The two biggest standouts are Edie Falco and Joe Pesci who play Davidson’s mother and dying grandfather respectively. From the moment she explains why she will not change her t-shirt soiled with Pete’s “results” until after she finishes her workout, it is evident Falco is all-in on the hijinks and hilariously so. Both Falco and Pesci are scene stealers who put a smile on my face just through their presence in this comedy chaos – even if I could have used more of each.
So much of the humor that had me cracking up is difficult to put into words without losing much of the effect, and if I could it would only spoil the fun of all. One example I will share that had me in tears has to do with Pete helping his family friend “Uncle Roy” (Brad Garrett) who is suffering with a bout of hip dysplasia, perform mid-act with a prostitute. It is probably not what you expect. What it is immature, kind of gross, and probably (or at least I am hoping) one of the fictionalized parts of the series. It is also funny as hell. The image it creates will have you laughing, groaning and asking for more.
I went into Bupkis pretty blindly. I knew it would involve Pete, Edie and Joe, but the remaining cast was all a mystery to me. Garrett was only one of the welcome co-stars to make an appearance.
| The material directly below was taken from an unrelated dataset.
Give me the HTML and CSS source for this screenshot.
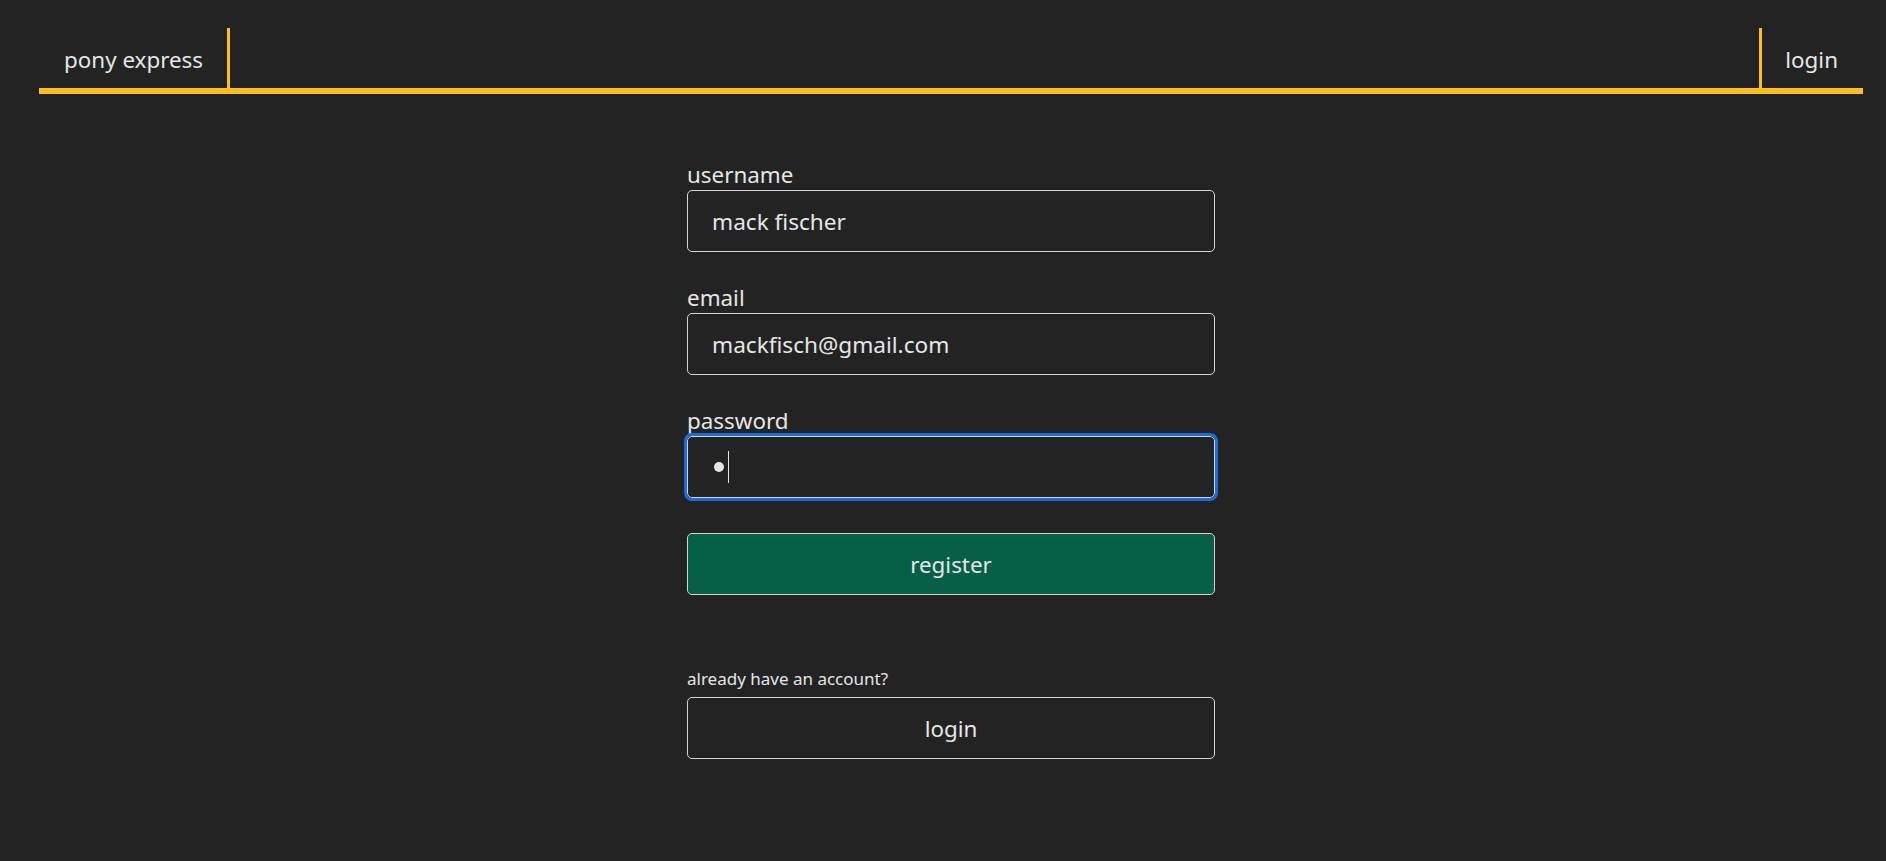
FILE: index.html
```html
<!DOCTYPE html>
<html lang="en">
<head>
<meta charset="utf-8">
<title>pony express - register</title>
<link rel="stylesheet" href="styles.css">
</head>
<body>
<nav class="nav">
  <a class="nav-brand" href="#">pony express</a>
  <a class="nav-link" href="#">login</a>
</nav>
<main class="page">
  <form class="form">
    <label class="field-label" for="username">username</label>
    <input class="field-input" id="username" type="text" value="mack fischer">
    <label class="field-label" for="email">email</label>
    <input class="field-input" id="email" type="text" value="mackfisch@gmail.com">
    <label class="field-label">password</label>
    <div class="field-input is-focused"><span class="pw-dot"></span><span class="caret"></span></div>
    <button type="button" class="btn btn-primary">register</button>
    <p class="hint">already have an account?</p>
    <button type="button" class="btn btn-outline">login</button>
  </form>
</main>
</body>
</html>
```
FILE: styles.css
```css
html, body {
  margin: 0;
  padding: 0;
  background: #232323;
  color: #e6e6e6;
  font-family: "Noto Sans", "Open Sans", sans-serif;
}

.nav {
  display: flex;
  justify-content: space-between;
  align-items: stretch;
  margin: 28px 23px 0 39px;
  border-bottom: 6px solid #fbbf24;
}

.nav-brand,
.nav-link {
  display: block;
  box-sizing: border-box;
  color: #e6e6e6;
  text-decoration: none;
  font-size: 22.4px;
  line-height: 56px;
  height: 60px;
  padding-top: 4px;
}

.nav-brand {
  padding-left: 25px;
  padding-right: 24px;
  border-right: 3px solid #fbbf24;
}

.nav-link {
  padding-left: 23px;
  padding-right: 25px;
  border-left: 3px solid #fbbf24;
}

.page {
  display: flex;
  justify-content: center;
  margin: 0 23px 0 39px;
  padding-top: 63px;
}

.form {
  width: 528px;
  display: flex;
  flex-direction: column;
}

.field-label {
  display: block;
  font-size: 22.4px;
  line-height: 29px;
  padding-top: 3px;
  margin-bottom: 1px;
}

.field-input {
  box-sizing: border-box;
  height: 62px;
  width: 100%;
  margin: 0 0 28px 0;
  padding: 0 24px;
  background: #232323;
  color: #e6e6e6;
  border: 1px solid #d6d6d6;
  border-radius: 5px;
  font-family: inherit;
  font-size: 22.6px;
  outline: none;
}

.is-focused {
  display: flex;
  align-items: center;
  margin-bottom: 35px;
  outline: 3px solid #1a6ae0;
  outline-offset: 0;
}

.pw-dot {
  display: inline-block;
  width: 10px;
  height: 10px;
  border-radius: 50%;
  background: #e6e6e6;
  margin-left: 2px;
}

.caret {
  display: inline-block;
  width: 1px;
  height: 32px;
  background: #e6e6e6;
  margin-left: 4px;
}

.btn {
  box-sizing: border-box;
  height: 62px;
  width: 100%;
  border: 1px solid #d6d6d6;
  border-radius: 5px;
  color: #e6e6e6;
  font-family: inherit;
  font-size: 22.4px;
  cursor: pointer;
}

.btn-primary {
  background: #065f46;
}

.btn-outline {
  background: transparent;
}

.hint {
  margin: 72px 0 6px 0;
  font-size: 17px;
  line-height: 24px;
}
```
The series was developed and written by Davidson, along with his creative partners Judah Miller (The King of Staten Island) and Dave Sirus – it is also produced by Lorne Michaels.
There’s obviously a great deal of support behind the series. In addition to those behind the scenes is a long list of amazing actors from comedy greats to today’s hottest talent and numerous in between. They are weaved into Pete’s story effectively adding some great laughs in addition to a certain level of esteem to a project that (without viewing) could easily be dismissed.
Just a few of the stellar cast include Bobby Cannavale (fantastic as always as Pete’s uncle and surrogate dad), SNL legend Jane Curtin, the great Steve Buscemi and the hilarious Sunita Mani. As always, I will let you discover the other guest stars on your own. Just go in knowing in one episode alone there had to have at least a half dozen exciting guests. Who will pop up next is part of the fun, without being gimmicky.
The series is a bit manic, bouncing around all over the place through Pete’s life including dealing with internet trolls, playing dad, filming a movie, drug deals and of course, rehab. While the tone is certainly inconsistent it also feels appropriate when telling Davidson’s story – a young man who often aimlessly wanders through his own life.
The outrageous gives way to the unexpectedly endearing. Even when at its most sincere the absurd is not far behind. Where the series most succeeds is making Davidson, a guy whose life is much different than mine, feel relatable. Davidson’s acting may also be uneven, but the most human aspects of his wild journey will probably change opinions on the actor, at least for those who can keep an open mind.
For a series about a man who acknowledges his flaws and is working them out, the rough around the edges feel is fittingly on brand, capturing the charms of Davidson. I get it now. The guy won me over. Somewhere during the eight episode season I went from not being a fan of Davidson, to openly rooting for him. For that reason and many more, Bupkis is one of the most surprisingly addictive series of the year.
Bupkis premieres all 8 episodes only on “The Cock” (Peacock – Pete’s choice of words not mine,) starting May 4rd. Warning: The series is completely binge-able. I was planning to watch a few episodes and ended up watching all 8 in one sitting – it is a load of fun.